A High Court judge has criticised the Solicitors Disciplinary Tribunal (SDT) for “lack of clarity of thought” as it replaced a strike-off with a two-year suspension.

Mr Justice Martin Spencer said lack of integrity was “not in the same category” as dishonesty – an issue that has been debated by several judges in recent times [1] – and “does not lead inexorably” to a solicitor being struck off.

“As the guidance makes clear, striking off may still be appropriate in the absence of dishonesty where the seriousness of the misconduct is itself very high and the departure by the solicitor from the required standards of integrity, probity and trustworthiness is very serious.”

However, he could not see that the “lack of integrity and probity” shown by Mark Lorrell was “even arguably at the highest level” such as to justify his striking off.

The High Court heard in Lorrell v SRA that Mr Lorrell, called to the Bar in 1999 and admitted as a solicitor in 2003, was formerly managing partner of City firm Lorrells. The firm was wound up in 2015 by way of a creditors’ voluntary liquidation.

Mr Lorrell was instructed by Amanda Clutterbuck in August 2011, in connection with “proposed litigation arising out of property dealings in London”.

Ms Clutterbuck entered into two conditional fee agreements with Lorrells in October 2011, but needed to “secure funding for the litigation” and Mr Lorrell introduced her to one of his clients, Shoprite Limited.

Martin Spencer J said Ms Clutterbuck agreed to accept a £300,000 loan from Shoprite in May 2012, secured against shares she owned in a Jersey property company, called Kiloran.

The loan agreement stated that Lorrells was acting for Shoprite on the loan and that it could not advise Ms Clutterbuck on it, and that she had been advised, but declined, to take independent legal advice.

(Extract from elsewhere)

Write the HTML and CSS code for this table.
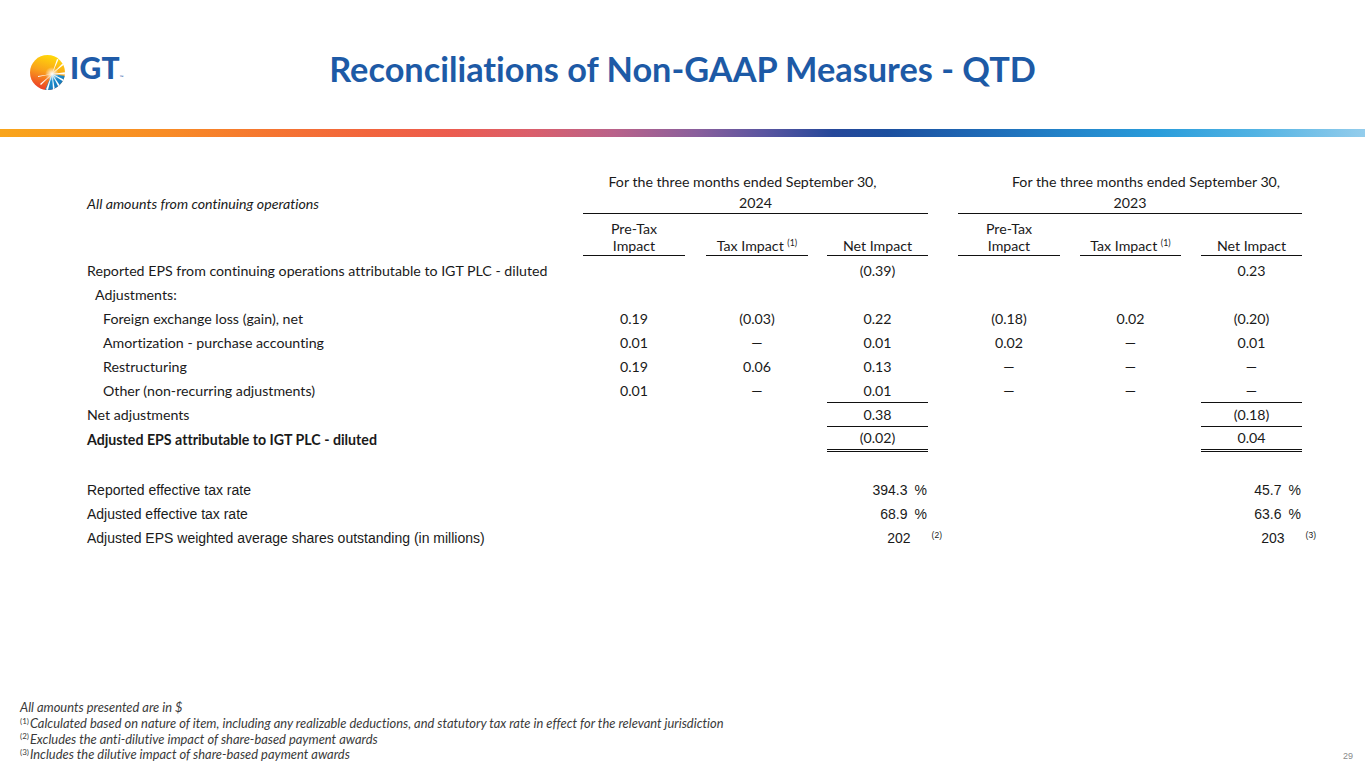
FILE: index.html
```html
<!DOCTYPE html>
<html lang="en">
<head>
<meta charset="utf-8">
<title>Reconciliations of Non-GAAP Measures - QTD</title>
<link rel="stylesheet" href="styles.css">
</head>
<body>
<div class="page">
  <header class="top">
    <div class="logo">
      <svg class="logo-mark" width="35" height="35" viewBox="0 0 35 35" aria-hidden="true">
        <defs>
          <linearGradient id="sun" x1="0.5" y1="0" x2="0.2" y2="1">
            <stop offset="0" stop-color="#ffd60a"/>
            <stop offset="0.45" stop-color="#f9a11b"/>
            <stop offset="0.8" stop-color="#f05a24"/>
            <stop offset="1" stop-color="#e8352a"/>
          </linearGradient>
          <linearGradient id="sea" x1="0" y1="0" x2="1" y2="1">
            <stop offset="0" stop-color="#2aa9e0"/>
            <stop offset="1" stop-color="#0b62ad"/>
          </linearGradient>
          <radialGradient id="glow" cx="0.5" cy="0.5" r="0.5">
            <stop offset="0" stop-color="#ffffff" stop-opacity="1"/>
            <stop offset="1" stop-color="#ffffff" stop-opacity="0"/>
          </radialGradient>
          <clipPath id="disc"><circle cx="17.5" cy="17.5" r="17.5"/></clipPath>
        </defs>
        <circle cx="17.5" cy="17.5" r="17.5" fill="url(#sun)"/>
        <g clip-path="url(#disc)">
          <path d="M22 19 L35 21 L35 35 L15 35 Z" fill="url(#sea)"/>
          <g fill="#ffffff">
            <path d="M22 19 L36 17 L36 19.5 Z"/>
            <path d="M22 19 L35 25 L34 27 Z"/>
            <path d="M22 19 L31 32 L29 33 Z"/>
            <path d="M22 19 L25 35 L23 35 Z"/>
            <path d="M22 19 L18 35 L16 34.5 Z"/>
            <path d="M22 19 L11 30 L10 29 Z"/>
            <path d="M22 19 L33 8 L34 9.5 Z"/>
            <path d="M22 19 L27 4 L28.5 4.5 Z"/>
            <path d="M22 19 L8 22 L8 21 Z"/>
          </g>
          <circle cx="22" cy="19" r="7" fill="url(#glow)"/>
        </g>
      </svg>
      <span class="logo-word">IGT<span class="tm">™</span></span>
    </div>
    <h1 class="title">Reconciliations of Non-GAAP Measures - QTD</h1>
    <div></div>
  </header>
  <div class="bar"></div>

  <section class="recon">
    <div class="row hdr1">
      <div class="g1 period p1">For the three months ended September 30,</div>
      <div class="g2 period p2">For the three months ended September 30,</div>
    </div>
    <div class="row hdr2">
      <div class="label"><em>All amounts from continuing operations</em></div>
      <div class="g1 year">2024</div>
      <div class="g2 year">2023</div>
    </div>
    <div class="row hdr3">
      <div class="c1 sub">Pre-Tax<br>Impact</div>
      <div class="c2 sub">Tax Impact <sup>(1)</sup></div>
      <div class="c3 sub">Net Impact</div>
      <div class="c4 sub">Pre-Tax<br>Impact</div>
      <div class="c5 sub">Tax Impact <sup>(1)</sup></div>
      <div class="c6 sub">Net Impact</div>
    </div>

    <div class="row data first">
      <div class="label">Reported EPS from continuing operations attributable to IGT PLC - diluted</div>
      <div class="c3 num">(0.39)</div>
      <div class="c6 num">0.23</div>
    </div>
    <div class="row data">
      <div class="label ind1">Adjustments:</div>
    </div>
    <div class="row data">
      <div class="label ind2">Foreign exchange loss (gain), net</div>
      <div class="c1 num">0.19</div>
      <div class="c2 num">(0.03)</div>
      <div class="c3 num">0.22</div>
      <div class="c4 num">(0.18)</div>
      <div class="c5 num">0.02</div>
      <div class="c6 num">(0.20)</div>
    </div>
    <div class="row data">
      <div class="label ind2">Amortization - purchase accounting</div>
      <div class="c1 num">0.01</div>
      <div class="c2 num">—</div>
      <div class="c3 num">0.01</div>
      <div class="c4 num">0.02</div>
      <div class="c5 num">—</div>
      <div class="c6 num">0.01</div>
    </div>
    <div class="row data">
      <div class="label ind2">Restructuring</div>
      <div class="c1 num">0.19</div>
      <div class="c2 num">0.06</div>
      <div class="c3 num">0.13</div>
      <div class="c4 num">—</div>
      <div class="c5 num">—</div>
      <div class="c6 num">—</div>
    </div>
    <div class="row data">
      <div class="label ind2">Other (non-recurring adjustments)</div>
      <div class="c1 num">0.01</div>
      <div class="c2 num">—</div>
      <div class="c3 num rule">0.01</div>
      <div class="c4 num">—</div>
      <div class="c5 num">—</div>
      <div class="c6 num rule">—</div>
    </div>
    <div class="row data">
      <div class="label">Net adjustments</div>
      <div class="c3 num rule">0.38</div>
      <div class="c6 num rule">(0.18)</div>
    </div>
    <div class="row data total">
      <div class="label">Adjusted EPS attributable to IGT PLC - diluted</div>
      <div class="c3 num dbl">(0.02)</div>
      <div class="c6 num dbl">0.04</div>
    </div>

    <div class="rates">
      <div class="row rate">
        <div class="label">Reported effective tax rate</div>
        <div class="c3 fig"><span>394.3</span><span class="pct">%</span></div>
        <div class="c6 fig"><span>45.7</span><span class="pct">%</span></div>
      </div>
      <div class="row rate">
        <div class="label">Adjusted effective tax rate</div>
        <div class="c3 fig"><span>68.9</span><span class="pct">%</span></div>
        <div class="c6 fig"><span>63.6</span><span class="pct">%</span></div>
      </div>
      <div class="row rate">
        <div class="label">Adjusted EPS weighted average shares outstanding (in millions)</div>
        <div class="c3 fig"><span>202</span><span class="note">(2)</span></div>
        <div class="c6 fig"><span>203</span><span class="note">(3)</span></div>
      </div>
    </div>
  </section>

  <footer class="foot">
    <div class="notes">
      <p>All amounts presented are in $</p>
      <p><sup>(1)</sup>Calculated based on nature of item, including any realizable deductions, and statutory tax rate in effect for the relevant jurisdiction</p>
      <p><sup>(2)</sup>Excludes the anti-dilutive impact of share-based payment awards</p>
      <p><sup>(3)</sup>Includes the dilutive impact of share-based payment awards</p>
    </div>
    <div class="pagenum">29</div>
  </footer>
</div>
</body>
</html>
```

FILE: styles.css
```css
* { box-sizing: border-box; }

html, body {
  margin: 0;
  padding: 0;
  background: #ffffff;
}

body {
  font-family: Lato, "Open Sans", "Liberation Sans", sans-serif;
  font-variant-ligatures: none;
  color: #1a1a1a;
}

.page {
  width: 1365px;
  height: 768px;
  overflow: hidden;
  display: flex;
  flex-direction: column;
}

/* ---------- header ---------- */
.top {
  height: 129px;
  display: grid;
  grid-template-columns: 1fr auto 1fr;
  align-items: start;
}

.logo {
  display: flex;
  align-items: center;
  padding-left: 30px;
  padding-top: 52px;
}

.logo-mark {
  display: block;
  flex: none;
}

.logo-word {
  font-family: Lato, "Liberation Sans", sans-serif;
  font-weight: 900;
  font-size: 30px;
  line-height: 30px;
  letter-spacing: 0.3px;
  color: #1f5ba8;
  margin-left: 5px;
  position: relative;
  top: 0px;
}

.logo-word .tm {
  font-size: 5px;
  font-weight: 400;
  letter-spacing: 0;
  vertical-align: baseline;
}

.title {
  margin: 0;
  padding-top: 48px;
  font-family: Lato, "Liberation Sans", sans-serif;
  font-weight: 700;
  font-size: 34.3px;
  line-height: 42px;
  color: #1d5aa6;
  white-space: nowrap;
}

.bar {
  height: 8px;
  flex: none;
  background: linear-gradient(90deg,
    #f9a51b 0%,
    #f88c25 12%,
    #f57531 20%,
    #f2653d 27%,
    #ec5c4f 33%,
    #da5f6c 39%,
    #b9628a 45%,
    #8a5f9c 51%,
    #5a55a0 56%,
    #26489a 61%,
    #1c4f9f 65%,
    #1e66b3 71%,
    #2283c9 78%,
    #2a9ddb 85%,
    #52b3e3 92%,
    #94cdec 100%);
}

/* ---------- table ---------- */
.recon {
  margin-top: 34px;
  padding-left: 87px;
  font-size: 14.2px;
}

.row {
  display: grid;
  grid-template-columns: 496px 102px 21px 102px 19px 101px 30px 102px 20px 101px 20px 101px;
  align-items: end;
}

.label { grid-column: 1; white-space: nowrap; }
.c1 { grid-column: 2; }
.c2 { grid-column: 4; }
.c3 { grid-column: 6; }
.c4 { grid-column: 8; }
.c5 { grid-column: 10; }
.c6 { grid-column: 12; }
.g1 { grid-column: 2 / 7; }
.g2 { grid-column: 8 / 13; }

.hdr1 { line-height: 22px; }
.period { text-align: center; white-space: nowrap; }
.p1 { padding-right: 26px; }
.p2 { padding-left: 32px; }

.hdr2 { line-height: 20px; }
.year {
  text-align: center;
  border-bottom: 1px solid #111;
}

.hdr3 { line-height: 17px; }
.sub {
  text-align: center;
  padding-top: 6px;
  padding-bottom: 1px;
  border-bottom: 1px solid #111;
  white-space: nowrap;
}

.sub sup, .notes sup {
  font-size: 0.62em;
  line-height: 0;
  vertical-align: 0.55em;
}

.data { line-height: 24px; }
.data.first { margin-top: 3px; }
.num { text-align: center; }
.num.rule {
  line-height: 23px;
  border-bottom: 1px solid #111;
}
.num.dbl {
  line-height: 22px;
  border-bottom: 3px double #111;
}
.total .label { font-weight: 700; }

.ind1 { padding-left: 8px; }
.ind2 { padding-left: 16px; }

.rates {
  margin-top: 26px;
  font-family: "Liberation Sans", Arial, sans-serif;
  font-size: 14px;
}

.rate { line-height: 24px; }

.fig {
  display: flex;
  justify-content: flex-end;
  align-items: baseline;
  white-space: nowrap;
}

.fig .pct {
  margin-left: 7px;
  margin-right: 1px;
}

.fig .note {
  font-size: 8.5px;
  line-height: 8px;
  margin-left: 21px;
  margin-right: -14px;
  position: relative;
  top: -5px;
}

/* ---------- footer ---------- */
.foot {
  margin-top: auto;
  display: flex;
  justify-content: space-between;
  align-items: flex-end;
  padding: 0 12px 5px 20px;
}

.notes p {
  margin: 0;
  font-style: italic;
  font-size: 12.9px;
  line-height: 15.7px;
  color: #3a3a3a;
  white-space: nowrap;
}

.notes sup {
  font-style: normal;
  margin-right: 1px;
}

.pagenum {
  font-family: "Liberation Sans", Arial, sans-serif;
  font-size: 9px;
  line-height: 12px;
  color: #8a8a8a;
  padding-bottom: 1px;
}
```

Ms Clutterbuck “fell out” with Mr Lorrell early the following year, because the loan had not been repaid and Shoprite was proposing to “foreclose” on its security.

She terminated her retainer with Lorrells in April 2013. Shoprite launched proceedings for the recovery of the loan in July.

Martin Spencer J said that Ms Clutterbuck’s property litigation ended with a “disastrous” judgment from Mrs Justice Asplin in February 2014, in which Ms Clutterbuck was criticised by the judge for the poor quality of her evidence.

In 2016, in a separate matter, the SDT imposed a three-month suspension on Mr Lorrell and ordered him to pay £35,000 in costs for permitting the use of his client account as a banking facility and acting with a lack of integrity in doing so.

After a complaint by Ms Clutterbuck to the SRA, Mr Lorrell faced the tribunal against last July. It found [2] he had accepted instructions from Shoprite where they were in conflict with the interests of Mrs Clutterbuck, and in doing so had failed to act with integrity.

Martin Spencer J rejected three grounds of appeal put forward by Mr Lorrell but said that there were “aspects to the decision of the SDT on sanction which indicate a lack of clarity of thought on their part in relation to this particular appellant”.

In particular, a letter sent by Ms Clutterbuck to Kiloran showed that was “fully aware of the risks she was running” by entering into the loan agreement and “despite her appreciation of those risks” was “cajoling” Kiloran to complete the security agreement.

“She recognised that she was at risk of losing the properties which formed the security if she failed to repay the loan and she recognised the obligations which she was taking on.”

The judge said he could see “no basis” for the SDT’s finding that Mr Lorrell “caused harm” by failing to ensure that Ms Clutterbuck had independent legal advice.

“From reading all the various letters and statements made by Ms Clutterbuck, there is no doubt in my mind that, had she had any misgivings about entering into this loan agreement without obtaining such advice, she would have demurred and would have raised objection.”

Further, the evidence was “almost overwhelming” that the loan agreement was entered into on 20 June 2012, as Mr Lorrell asserted, and not 23 July 2012, as the SDT found.

Far from Mr Lorrell “putting pressure” on Ms Clutterbuck to complete the loan agreement” by 23 July, it was “Ms Clutterbuck putting pressure on Kiloran to complete the security agreement”.

The judge said the SDT had made a judgement about the seriousness of Mr Lorrell’s misconduct on a “wrong or false basis” which more than justified interference with the sanction.

He concluded that “no reasonable tribunal” could have concluded, on the basis of the facts and circumstances which existed in June/July 2012, that Mr Lorrell’s conduct was “at the high end of lack of integrity” to necessitate a strike-off.

“The appellant had not had an opportunity to learn from the previous finding of the SDT because the events in question predated that tribunal’s decision.”

Martin Spencer J allowed the appeal and replaced the strike-off with a two-year suspension to run from the date of Mr Lorrell’s tribunal in July 2018. He upheld the order requiring the solicitor to pay costs of £35,700.